For me fly tying gives three types and phases of pleasure. The designing and making of a new fly, the anticipation and expectation of using it and finally the confirmation that it works in catching fish. All round satisfaction of a job well done in fact. These pleasures can occur close together or far apart depending on the type of fly and the time of year you’re tying it. This makes fly tying an achievable form of time travel. Sitting at the tying bench the anticipation and expectation of spring and summer can lift the spirit on a dreich winter day. This is a great pattern for that. This one is for a calm warm summer day on a lake when the trout are sipping shucks and studiously ignoring any conventional dry fly approach.
Such a lake is Garnffrwd in west Wales, a “verdant haven” which has spurred the development of a “standard of fly fishing which is enviable”. Not my words; Charles Jardine’s. He has written enthusiastically about ‘Garn’ in several magazine articles, including description of his own Shucking Palomino fly and Elliot Penn’s KJ which everyone who fishes there has, or should have, in their fly box. Garnffrwd is so rich in fly life that during periods of buzzer or olive hatches the fish don’t need to spend all their time rushing around intercepting isolated hatching insects. No not at all; they are smart. They conserve energy and feed opportunistically taking emerging flies when they are abundant and then patrol slowly and leisurely around picking up the shucks from all the flies that got away. So, if you fish a lake where the trout spend time shucking you need a decent shuck fly.
This fly came about because of a telephone call. I’ve written in ESF previously about flies that imitate discarded shucks (ESF #28) which can be a source of fixation for trout and vexation for anglers from time to time. I was sitting at the tying bench trying to think of an alternative way to form an imitation of a discarded shuck. The problem with trying to approximate a shuck is that there’s hardly anything to them; just a segmented semi-transparent tube of chitin and a few straggly bits where the hatching insect squeezed out.

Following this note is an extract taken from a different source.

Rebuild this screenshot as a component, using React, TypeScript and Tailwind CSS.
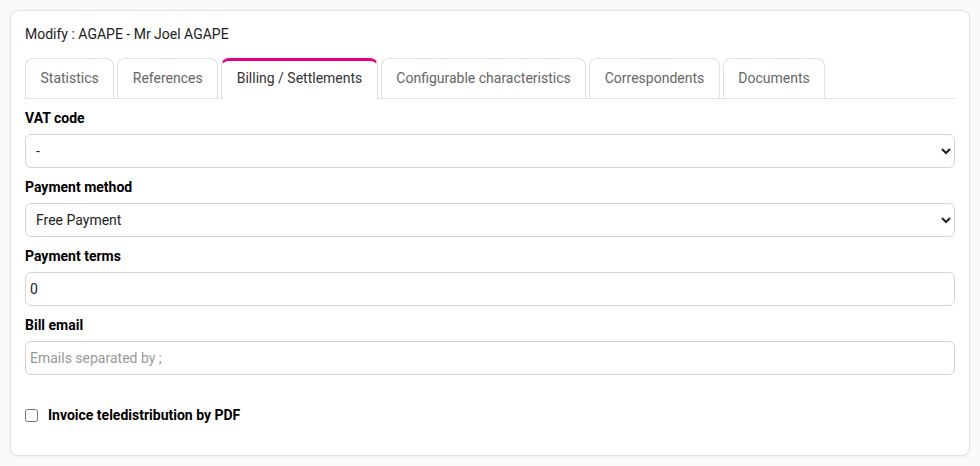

Then the phone rang on the desk next to me and I reached over stretching the coiled lead to towards me – the penny dropped. I knew that nylon monofilament could be coiled to make nymphing indicators by treating in boiling water. Organza ribbon, my favourite fly tying material, is made of nylon, so maybe the fine fibres could be coiled to form a shuck imitation? A quick trip to the kitchen confirmed it could. Once I’d established that translucent shuck imitation could be manufactured I needed a way to make it float in the surface film without adding too much material to a minimal impression of the ethereal wisp of a departed insect. After a few experiments with CDC and foam I settled on a wing of black Aerowing to provide buoyancy with minimal visibility to the fish and a tiny bit of seal’s fur just to tidy things up a little.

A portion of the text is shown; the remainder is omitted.